Помню, она зашла в мой кабинет, плюхнулась на стул и сказала, что очень надеется, что не заснет прямо здесь, так как большую часть ночи провела без сна, пытаясь прийти в себя после кошмара. Амелия рассказала, что обычно не помнит своих снов, но этот остался в ее памяти.
Но Амелия обратилась к психотерапевту не только из-за кошмаров и бессонницы, была и другая серьезная проблема. Ей был нужен мужчина, и она несколько раз начинала строить отношения, но ни одна попытка не увенчалась успехом.
За несколько сеансов я изучил ее историю, она рассказала мне, что несколько раз была уже близка к смерти — в те времена, когда занималась проституцией. Однако я чувствовал серьезное сопротивлении терапии с ее стороны. Амелия никогда не делилась своими эмоциями. Казалось, что на сознательном уровне страх смерти у нее вовсе отсутствует: наоборот, она работала в хосписах.
Через три месяца терапии ее сон улучшился. Казалось, облегчение ей приносило уже то, что она говорила со мной и в первый раз в жизни смогла поделиться подробностями своей жизни на улице. Сны не исчезли, но Амелия снова запоминала лишь мелкие фрагменты.
Из наших терапевтических отношений стало очевидно, что Амелия боится близости. Она редко смотрела на меня, и я ощущал пропасть между нами. Я уже рассказывал о том, где мои пациенты обычно ставят свою машину. Из всех пациентов Амелия парковалась дальше всех.
Помня урок, который преподал мне Патрик, — что без близких доверительных отношений идеи теряют всякую эффективность, — я решил, что в случае с Амелией сосредоточусь на проблемах установления близости, и уделял особое внимание нашим с ней отношениям. Однако прогресс шел очень медленно, пока на одном из сеансов не произошло знаменательное событие.
Едва Амелия вошла в кабинет, у нее зазвонил мобильный телефон, и она спросила разрешения взять трубку. Амелия быстро договорилась о какой-то встрече, и тон ее был таким сухим и формальным, что я решил, что она разговаривает со своим начальником. Как только она положила трубку, я поинтересовался, кто это, и узнал, что это был вовсе не начальник, а ее приятель, и она договаривалась с ним об ужине.
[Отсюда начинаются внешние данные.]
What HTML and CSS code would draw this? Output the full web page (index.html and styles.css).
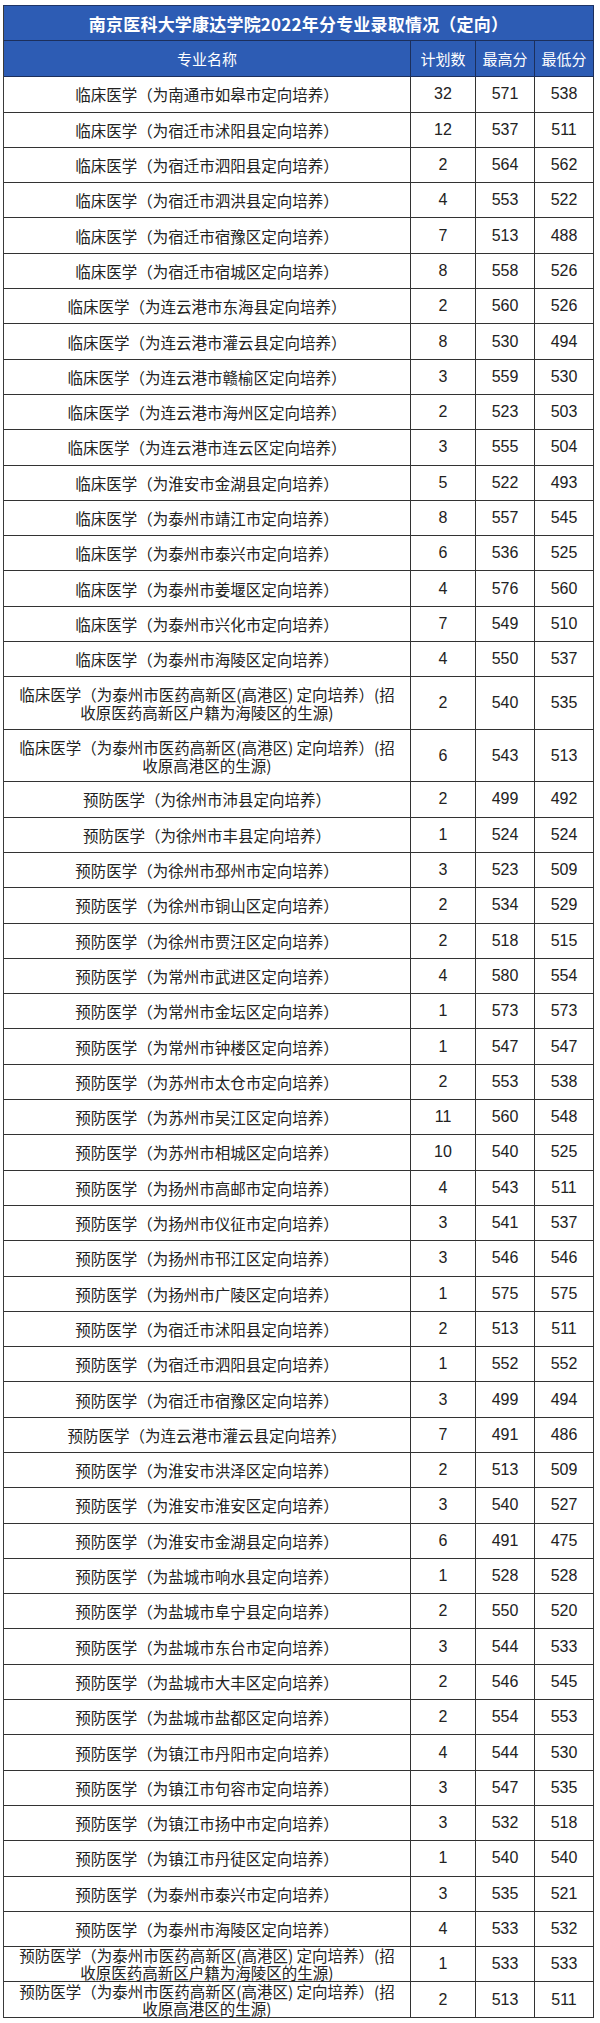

— Амелия, нельзя же разговаривать со своим бой-френдом так же, как с начальником. Почему бы вам не называть его ласковыми словами? «Солнышко», «милый», «дорогой»?
Она посмотрела на меня так, словно я с луны свалился, и сменила тему, начав рассказывать о своем вчерашнем занятии в группе Анонимных Наркоманов. (Хотя Амелия уже много лет ничего не употребляла, она все еще посещала группы Анонимных Алкоголиков и Анонимных Наркоманов.) Занятие проводилось в районе, очень напоминающем тот квартал Гарлема, где она провела большую часть своей неблагополучной юности. И вот, идя на эту встречу по кварталу, который так и кишел наркотой, Амелия, как всегда, почувствовала странную тоску. Женщина поймала себя на том, что ищет глазами двери или переулки, которые приведут туда, где можно будет переночевать.
— Доктор Ялом, но ведь на самом деле я не хотела бывернуться в ту жизнь.
— Вы до сих пор называете меня «доктор Ялом», а я вас — Амелия, — перебил я ее. — Вот такое несоответствие…
— Я уже говорила вам, дайте мне время. Мне надо лучше узнать вас. Так вот, всякий раз, когда я оказываюсь в злачных районах, я испытывают не только отрицательные чувства. Трудно описать… не знаю… это похоже на… ностальгию.
— На ностальгию? И что вы думаете по этому поводу, Амелия?
— Я сама точно не знаю. Но голос в моей голове постоянно твердит мне: «Я сделала это». Вот что я обычно слышу: «Я это сделала».
— То есть вы говорите себе: «Я исходила ад вдоль и поперек, но все-таки выжила», да?